§ **Work to complete**:
Copy everything in the listing below word for word, apart from any images.
- - -
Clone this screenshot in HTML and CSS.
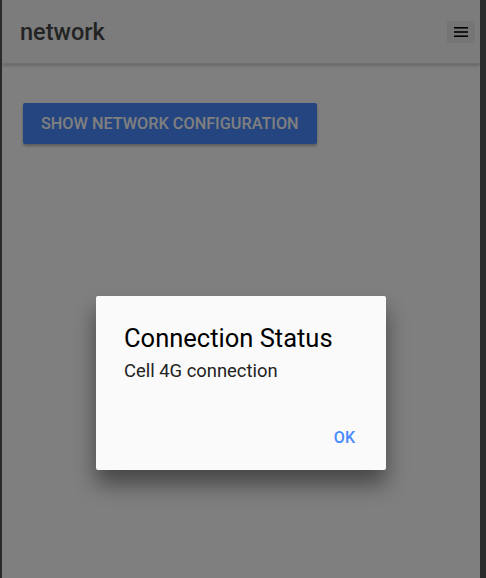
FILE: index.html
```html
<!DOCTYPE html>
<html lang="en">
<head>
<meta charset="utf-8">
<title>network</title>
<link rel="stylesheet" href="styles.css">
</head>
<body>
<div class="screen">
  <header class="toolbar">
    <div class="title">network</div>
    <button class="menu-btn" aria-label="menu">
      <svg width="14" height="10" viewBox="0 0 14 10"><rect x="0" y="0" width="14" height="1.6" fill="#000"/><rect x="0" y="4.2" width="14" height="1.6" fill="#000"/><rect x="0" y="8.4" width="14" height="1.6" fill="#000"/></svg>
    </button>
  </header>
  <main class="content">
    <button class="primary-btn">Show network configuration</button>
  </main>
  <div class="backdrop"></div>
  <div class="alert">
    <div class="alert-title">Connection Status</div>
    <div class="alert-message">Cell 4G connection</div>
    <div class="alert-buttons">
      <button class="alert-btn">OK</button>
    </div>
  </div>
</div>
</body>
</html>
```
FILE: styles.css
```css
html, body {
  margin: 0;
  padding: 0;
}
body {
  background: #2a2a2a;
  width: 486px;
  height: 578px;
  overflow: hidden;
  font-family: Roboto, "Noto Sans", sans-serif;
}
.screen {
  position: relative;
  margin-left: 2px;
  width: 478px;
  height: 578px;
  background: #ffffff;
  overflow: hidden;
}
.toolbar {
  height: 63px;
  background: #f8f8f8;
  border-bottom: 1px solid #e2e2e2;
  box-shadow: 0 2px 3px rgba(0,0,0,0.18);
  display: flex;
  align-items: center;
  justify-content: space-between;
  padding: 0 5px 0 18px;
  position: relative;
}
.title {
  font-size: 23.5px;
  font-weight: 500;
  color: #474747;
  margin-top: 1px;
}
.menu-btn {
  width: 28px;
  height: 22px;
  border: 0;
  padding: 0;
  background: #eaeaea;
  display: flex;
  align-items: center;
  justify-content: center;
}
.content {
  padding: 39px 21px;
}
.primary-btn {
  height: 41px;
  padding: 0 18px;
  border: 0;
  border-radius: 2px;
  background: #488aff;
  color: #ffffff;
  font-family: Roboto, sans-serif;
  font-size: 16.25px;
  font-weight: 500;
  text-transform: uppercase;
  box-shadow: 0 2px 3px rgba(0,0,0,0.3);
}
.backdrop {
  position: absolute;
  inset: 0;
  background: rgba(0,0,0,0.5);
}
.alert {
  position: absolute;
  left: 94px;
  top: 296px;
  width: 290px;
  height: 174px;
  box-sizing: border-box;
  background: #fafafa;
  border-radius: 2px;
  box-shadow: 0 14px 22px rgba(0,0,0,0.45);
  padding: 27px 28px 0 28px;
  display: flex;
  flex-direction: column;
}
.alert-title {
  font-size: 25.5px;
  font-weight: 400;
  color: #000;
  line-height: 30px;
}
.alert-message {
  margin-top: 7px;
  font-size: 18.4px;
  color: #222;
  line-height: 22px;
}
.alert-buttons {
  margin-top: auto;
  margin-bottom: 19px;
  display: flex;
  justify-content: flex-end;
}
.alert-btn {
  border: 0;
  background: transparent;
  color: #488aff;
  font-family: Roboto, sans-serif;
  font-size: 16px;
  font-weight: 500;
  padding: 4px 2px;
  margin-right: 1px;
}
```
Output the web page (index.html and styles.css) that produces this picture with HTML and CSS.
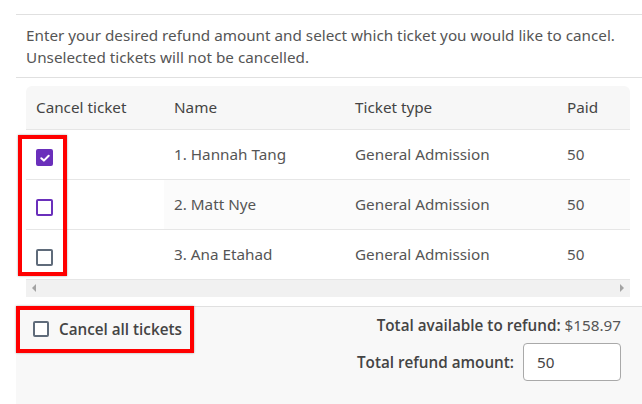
- - -
§ **Problem solution**:
Clone this screenshot in HTML and CSS.
FILE: index.html
```html
<!DOCTYPE html>
<html lang="en">
<head>
<meta charset="utf-8">
<title>network</title>
<link rel="stylesheet" href="styles.css">
</head>
<body>
<div class="screen">
  <header class="toolbar">
    <div class="title">network</div>
    <button class="menu-btn" aria-label="menu">
      <svg width="14" height="10" viewBox="0 0 14 10"><rect x="0" y="0" width="14" height="1.6" fill="#000"/><rect x="0" y="4.2" width="14" height="1.6" fill="#000"/><rect x="0" y="8.4" width="14" height="1.6" fill="#000"/></svg>
    </button>
  </header>
  <main class="content">
    <button class="primary-btn">Show network configuration</button>
  </main>
  <div class="backdrop"></div>
  <div class="alert">
    <div class="alert-title">Connection Status</div>
    <div class="alert-message">Cell 4G connection</div>
    <div class="alert-buttons">
      <button class="alert-btn">OK</button>
    </div>
  </div>
</div>
</body>
</html>
```
FILE: styles.css
```css
html, body {
  margin: 0;
  padding: 0;
}
body {
  background: #2a2a2a;
  width: 486px;
  height: 578px;
  overflow: hidden;
  font-family: Roboto, "Noto Sans", sans-serif;
}
.screen {
  position: relative;
  margin-left: 2px;
  width: 478px;
  height: 578px;
  background: #ffffff;
  overflow: hidden;
}
.toolbar {
  height: 63px;
  background: #f8f8f8;
  border-bottom: 1px solid #e2e2e2;
  box-shadow: 0 2px 3px rgba(0,0,0,0.18);
  display: flex;
  align-items: center;
  justify-content: space-between;
  padding: 0 5px 0 18px;
  position: relative;
}
.title {
  font-size: 23.5px;
  font-weight: 500;
  color: #474747;
  margin-top: 1px;
}
.menu-btn {
  width: 28px;
  height: 22px;
  border: 0;
  padding: 0;
  background: #eaeaea;
  display: flex;
  align-items: center;
  justify-content: center;
}
.content {
  padding: 39px 21px;
}
.primary-btn {
  height: 41px;
  padding: 0 18px;
  border: 0;
  border-radius: 2px;
  background: #488aff;
  color: #ffffff;
  font-family: Roboto, sans-serif;
  font-size: 16.25px;
  font-weight: 500;
  text-transform: uppercase;
  box-shadow: 0 2px 3px rgba(0,0,0,0.3);
}
.backdrop {
  position: absolute;
  inset: 0;
  background: rgba(0,0,0,0.5);
}
.alert {
  position: absolute;
  left: 94px;
  top: 296px;
  width: 290px;
  height: 174px;
  box-sizing: border-box;
  background: #fafafa;
  border-radius: 2px;
  box-shadow: 0 14px 22px rgba(0,0,0,0.45);
  padding: 27px 28px 0 28px;
  display: flex;
  flex-direction: column;
}
.alert-title {
  font-size: 25.5px;
  font-weight: 400;
  color: #000;
  line-height: 30px;
}
.alert-message {
  margin-top: 7px;
  font-size: 18.4px;
  color: #222;
  line-height: 22px;
}
.alert-buttons {
  margin-top: auto;
  margin-bottom: 19px;
  display: flex;
  justify-content: flex-end;
}
.alert-btn {
  border: 0;
  background: transparent;
  color: #488aff;
  font-family: Roboto, sans-serif;
  font-size: 16px;
  font-weight: 500;
  padding: 4px 2px;
  margin-right: 1px;
}
```
Output the web page (index.html and styles.css) that produces this picture with HTML and CSS.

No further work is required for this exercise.